→ Given request:
Copy the data precisely, character for character, and leave out every picture.

→ Information supplied:
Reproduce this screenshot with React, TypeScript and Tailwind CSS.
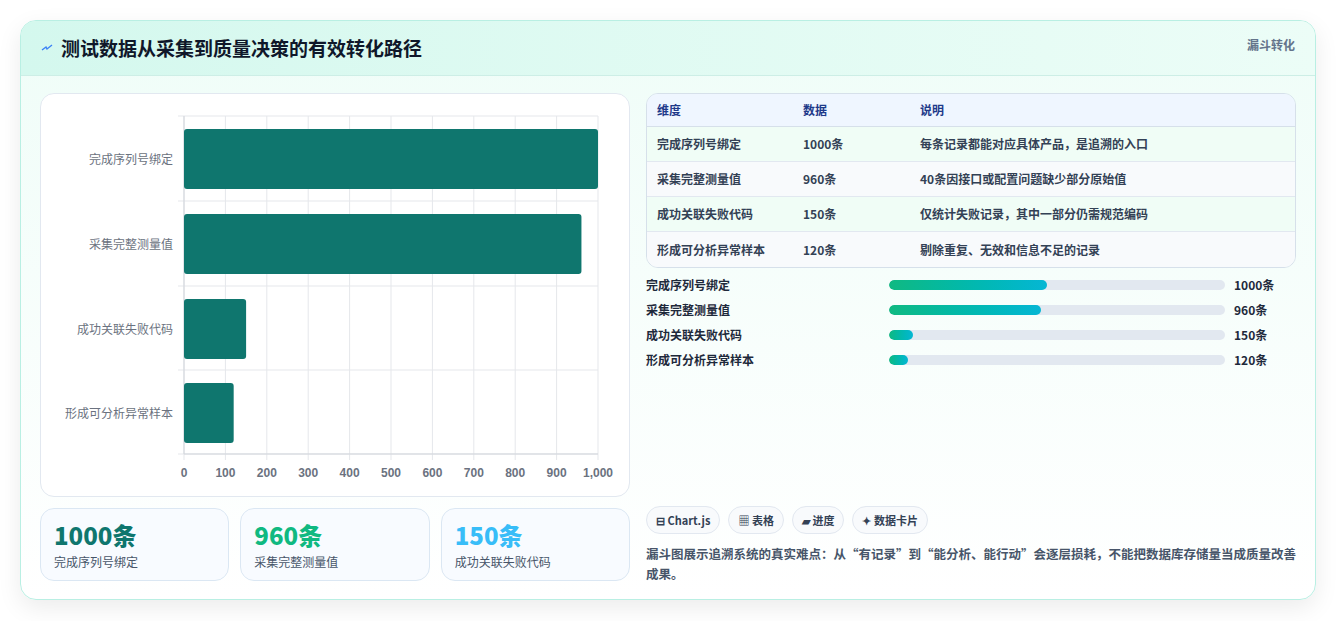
import React from "react";

const rows = [
  { name: "完成序列号绑定", v: 1000, d: "每条记录都能对应具体产品，是追溯的入口", w: 158 },
  { name: "采集完整测量值", v: 960, d: "40条因接口或配置问题缺少部分原始值", w: 152 },
  { name: "成功关联失败代码", v: 150, d: "仅统计失败记录，其中一部分仍需规范编码", w: 24 },
  { name: "形成可分析异常样本", v: 120, d: "剔除重复、无效和信息不足的记录", w: 19 },
];

function Chart() {
  const x0 = 143, sc = 0.414, top = 22, bot = 360;
  const ticks = [0, 100, 200, 300, 400, 500, 600, 700, 800, 900, 1000];
  const rowB = [22, 107, 192, 276, 360];
  return (
    <svg width="589" height="403" className="block">
      {ticks.map((t) => (
        <line key={t} x1={x0 + t * sc} x2={x0 + t * sc} y1={top} y2={bot + 6} stroke="#e5e7eb" strokeWidth="1" />
      ))}
      {rowB.map((y) => (
        <line key={y} x1={x0 - 6} x2={x0 + 1000 * sc} y1={y} y2={y} stroke="#e5e7eb" strokeWidth="1" />
      ))}
      <line x1={x0} x2={x0 + 414} y1={bot} y2={bot} stroke="#d1d5db" />
      <line x1={x0} x2={x0} y1={top} y2={bot} stroke="#d1d5db" />
      {rows.map((r, i) => {
        const y = rowB[i] + 13;
        return (
          <g key={r.name}>
            <rect x={x0} y={y} width={r.v * sc} height={60} rx="3" fill="#0f766e" />
            <text x={132} y={y + 35} textAnchor="end" fontSize="12" fill="#6b7280" fontFamily="'Noto Sans CJK SC', sans-serif">{r.name}</text>
          </g>
        );
      })}
      {ticks.map((t) => (
        <text key={t} x={x0 + t * sc} y={383} textAnchor="middle" fontSize="12" fontWeight="600" fill="#6b7280" fontFamily="'Liberation Sans', sans-serif">
          {t === 1000 ? "1,000" : t}
        </text>
      ))}
    </svg>
  );
}

export default function App() {
  return (
    <div className="w-[1336px] h-[621px] bg-white pt-[20px] pl-[20px]" style={{ fontFamily: "'Noto Sans CJK SC', 'Noto Sans', sans-serif" }}>
      <div className="w-[1296px] h-[580px] rounded-[16px] border border-[#b9efe3] overflow-hidden shadow-[0_8px_24px_rgba(0,0,0,0.08)] bg-gradient-to-b from-[#effdf8] to-[#ffffff]">
        <div className="h-[55px] flex items-center justify-between pl-[20px] pr-[20px] bg-gradient-to-r from-[#d4f8ee] to-[#ecfdf7] border-b border-[#cdeee6]">
          <div className="flex items-center gap-[8px]">
            <svg width="12" height="10" viewBox="0 0 12 10"><path d="M1 7 L5 4 L6 6 L11 2" stroke="#3b82f6" strokeWidth="1.4" fill="none" /></svg>
            <span className="text-[19px] font-bold text-[#0f172a]">测试数据从采集到质量决策的有效转化路径</span>
          </div>
          <span className="text-[12px] font-semibold text-[#64748b] self-start mt-[15px]">漏斗转化</span>
        </div>
        <div className="flex gap-[16px] px-[19px] pt-[17px]">
          <div className="w-[590px] flex flex-col gap-[11px]">
            <div className="h-[404px] rounded-[14px] border border-[#e2e8f0] bg-white">
              <Chart />
            </div>
            <div className="grid grid-cols-3 gap-[11px]">
              {[
                { v: "1000条", c: "text-[#0f766e]", l: "完成序列号绑定" },
                { v: "960条", c: "text-[#10b981]", l: "采集完整测量值" },
                { v: "150条", c: "text-[#38bdf8]", l: "成功关联失败代码" },
              ].map((s) => (
                <div key={s.l} className="h-[73px] rounded-[14px] border border-[#dbe7f3] bg-[#f8fbff] px-[13px] pt-[10px]">
                  <div className={`text-[24px] leading-[32px] font-extrabold ${s.c}`}>{s.v}</div>
                  <div className="text-[12px] text-[#475569] mt-[2px]">{s.l}</div>
                </div>
              ))}
            </div>
          </div>
          <div className="w-[652px] flex flex-col">
            <div className="rounded-[12px] border border-[#d6e0ea] overflow-hidden text-[12px]">
              <div className="h-[33px] flex items-center bg-[#eff6ff] border-b border-[#d6e0ea] font-semibold text-[#1e3a8a]">
                <div className="w-[156px] pl-[10px]">维度</div>
                <div className="w-[117px]">数据</div>
                <div>说明</div>
              </div>
              {rows.map((r, i) => (
                <div key={r.name} className={`h-[35px] flex items-center font-semibold text-[#334155] ${i < 3 ? "border-b border-[#e2e8f0]" : ""} ${i % 2 === 0 ? "bg-[#f0fdf6]" : "bg-[#f8fafc]"}`}>
                  <div className="w-[156px] pl-[10px]">{r.name}</div>
                  <div className="w-[117px]">{r.v}条</div>
                  <div>{r.d}</div>
                </div>
              ))}
            </div>
            <div className="mt-[8px] flex flex-col gap-[7px]">
              {rows.map((r) => (
                <div key={r.name} className="h-[18px] flex items-center text-[12px] font-semibold text-[#1e293b]">
                  <div className="w-[243px]">{r.name}</div>
                  <div className="w-[336px] h-[10px] rounded-full bg-[#e2e8f0] overflow-hidden">
                    <div className="h-full rounded-full bg-gradient-to-r from-[#10b981] to-[#06b6d4]" style={{ width: r.w }} />
                  </div>
                  <div className="ml-[9px] font-bold">{r.v}条</div>
                </div>
              ))}
            </div>
            <div className="mt-[137px] flex gap-[8px]">
              {["⊟ Chart.js", "▦ 表格", "▰ 进度", "✦ 数据卡片"].map((t) => (
                <span key={t} className="h-[28px] px-[9px] flex items-center rounded-full border border-[#e2e8f0] bg-[#f8fafc] text-[11px] font-semibold text-[#334155]">{t}</span>
              ))}
            </div>
            <p className="mt-[10px] text-[12.5px] leading-[20px] font-semibold text-[#475569]">漏斗图展示追溯系统的真实难点：从“有记录”到“能分析、能行动”会逐层损耗，不能把数据库存储量当成质量改善成果。</p>
          </div>
        </div>
      </div>
    </div>
  );
}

→ Result for this exercise:
Reproduce this screenshot with React, TypeScript and Tailwind CSS.
import React from "react";

const rows = [
  { name: "完成序列号绑定", v: 1000, d: "每条记录都能对应具体产品，是追溯的入口", w: 158 },
  { name: "采集完整测量值", v: 960, d: "40条因接口或配置问题缺少部分原始值", w: 152 },
  { name: "成功关联失败代码", v: 150, d: "仅统计失败记录，其中一部分仍需规范编码", w: 24 },
  { name: "形成可分析异常样本", v: 120, d: "剔除重复、无效和信息不足的记录", w: 19 },
];

function Chart() {
  const x0 = 143, sc = 0.414, top = 22, bot = 360;
  const ticks = [0, 100, 200, 300, 400, 500, 600, 700, 800, 900, 1000];
  const rowB = [22, 107, 192, 276, 360];
  return (
    <svg width="589" height="403" className="block">
      {ticks.map((t) => (
        <line key={t} x1={x0 + t * sc} x2={x0 + t * sc} y1={top} y2={bot + 6} stroke="#e5e7eb" strokeWidth="1" />
      ))}
      {rowB.map((y) => (
        <line key={y} x1={x0 - 6} x2={x0 + 1000 * sc} y1={y} y2={y} stroke="#e5e7eb" strokeWidth="1" />
      ))}
      <line x1={x0} x2={x0 + 414} y1={bot} y2={bot} stroke="#d1d5db" />
      <line x1={x0} x2={x0} y1={top} y2={bot} stroke="#d1d5db" />
      {rows.map((r, i) => {
        const y = rowB[i] + 13;
        return (
          <g key={r.name}>
            <rect x={x0} y={y} width={r.v * sc} height={60} rx="3" fill="#0f766e" />
            <text x={132} y={y + 35} textAnchor="end" fontSize="12" fill="#6b7280" fontFamily="'Noto Sans CJK SC', sans-serif">{r.name}</text>
          </g>
        );
      })}
      {ticks.map((t) => (
        <text key={t} x={x0 + t * sc} y={383} textAnchor="middle" fontSize="12" fontWeight="600" fill="#6b7280" fontFamily="'Liberation Sans', sans-serif">
          {t === 1000 ? "1,000" : t}
        </text>
      ))}
    </svg>
  );
}

export default function App() {
  return (
    <div className="w-[1336px] h-[621px] bg-white pt-[20px] pl-[20px]" style={{ fontFamily: "'Noto Sans CJK SC', 'Noto Sans', sans-serif" }}>
      <div className="w-[1296px] h-[580px] rounded-[16px] border border-[#b9efe3] overflow-hidden shadow-[0_8px_24px_rgba(0,0,0,0.08)] bg-gradient-to-b from-[#effdf8] to-[#ffffff]">
        <div className="h-[55px] flex items-center justify-between pl-[20px] pr-[20px] bg-gradient-to-r from-[#d4f8ee] to-[#ecfdf7] border-b border-[#cdeee6]">
          <div className="flex items-center gap-[8px]">
            <svg width="12" height="10" viewBox="0 0 12 10"><path d="M1 7 L5 4 L6 6 L11 2" stroke="#3b82f6" strokeWidth="1.4" fill="none" /></svg>
            <span className="text-[19px] font-bold text-[#0f172a]">测试数据从采集到质量决策的有效转化路径</span>
          </div>
          <span className="text-[12px] font-semibold text-[#64748b] self-start mt-[15px]">漏斗转化</span>
        </div>
        <div className="flex gap-[16px] px-[19px] pt-[17px]">
          <div className="w-[590px] flex flex-col gap-[11px]">
            <div className="h-[404px] rounded-[14px] border border-[#e2e8f0] bg-white">
              <Chart />
            </div>
            <div className="grid grid-cols-3 gap-[11px]">
              {[
                { v: "1000条", c: "text-[#0f766e]", l: "完成序列号绑定" },
                { v: "960条", c: "text-[#10b981]", l: "采集完整测量值" },
                { v: "150条", c: "text-[#38bdf8]", l: "成功关联失败代码" },
              ].map((s) => (
                <div key={s.l} className="h-[73px] rounded-[14px] border border-[#dbe7f3] bg-[#f8fbff] px-[13px] pt-[10px]">
                  <div className={`text-[24px] leading-[32px] font-extrabold ${s.c}`}>{s.v}</div>
                  <div className="text-[12px] text-[#475569] mt-[2px]">{s.l}</div>
                </div>
              ))}
            </div>
          </div>
          <div className="w-[652px] flex flex-col">
            <div className="rounded-[12px] border border-[#d6e0ea] overflow-hidden text-[12px]">
              <div className="h-[33px] flex items-center bg-[#eff6ff] border-b border-[#d6e0ea] font-semibold text-[#1e3a8a]">
                <div className="w-[156px] pl-[10px]">维度</div>
                <div className="w-[117px]">数据</div>
                <div>说明</div>
              </div>
              {rows.map((r, i) => (
                <div key={r.name} className={`h-[35px] flex items-center font-semibold text-[#334155] ${i < 3 ? "border-b border-[#e2e8f0]" : ""} ${i % 2 === 0 ? "bg-[#f0fdf6]" : "bg-[#f8fafc]"}`}>
                  <div className="w-[156px] pl-[10px]">{r.name}</div>
                  <div className="w-[117px]">{r.v}条</div>
                  <div>{r.d}</div>
                </div>
              ))}
            </div>
            <div className="mt-[8px] flex flex-col gap-[7px]">
              {rows.map((r) => (
                <div key={r.name} className="h-[18px] flex items-center text-[12px] font-semibold text-[#1e293b]">
                  <div className="w-[243px]">{r.name}</div>
                  <div className="w-[336px] h-[10px] rounded-full bg-[#e2e8f0] overflow-hidden">
                    <div className="h-full rounded-full bg-gradient-to-r from-[#10b981] to-[#06b6d4]" style={{ width: r.w }} />
                  </div>
                  <div className="ml-[9px] font-bold">{r.v}条</div>
                </div>
              ))}
            </div>
            <div className="mt-[137px] flex gap-[8px]">
              {["⊟ Chart.js", "▦ 表格", "▰ 进度", "✦ 数据卡片"].map((t) => (
                <span key={t} className="h-[28px] px-[9px] flex items-center rounded-full border border-[#e2e8f0] bg-[#f8fafc] text-[11px] font-semibold text-[#334155]">{t}</span>
              ))}
            </div>
            <p className="mt-[10px] text-[12.5px] leading-[20px] font-semibold text-[#475569]">漏斗图展示追溯系统的真实难点：从“有记录”到“能分析、能行动”会逐层损耗，不能把数据库存储量当成质量改善成果。</p>
          </div>
        </div>
      </div>
    </div>
  );
}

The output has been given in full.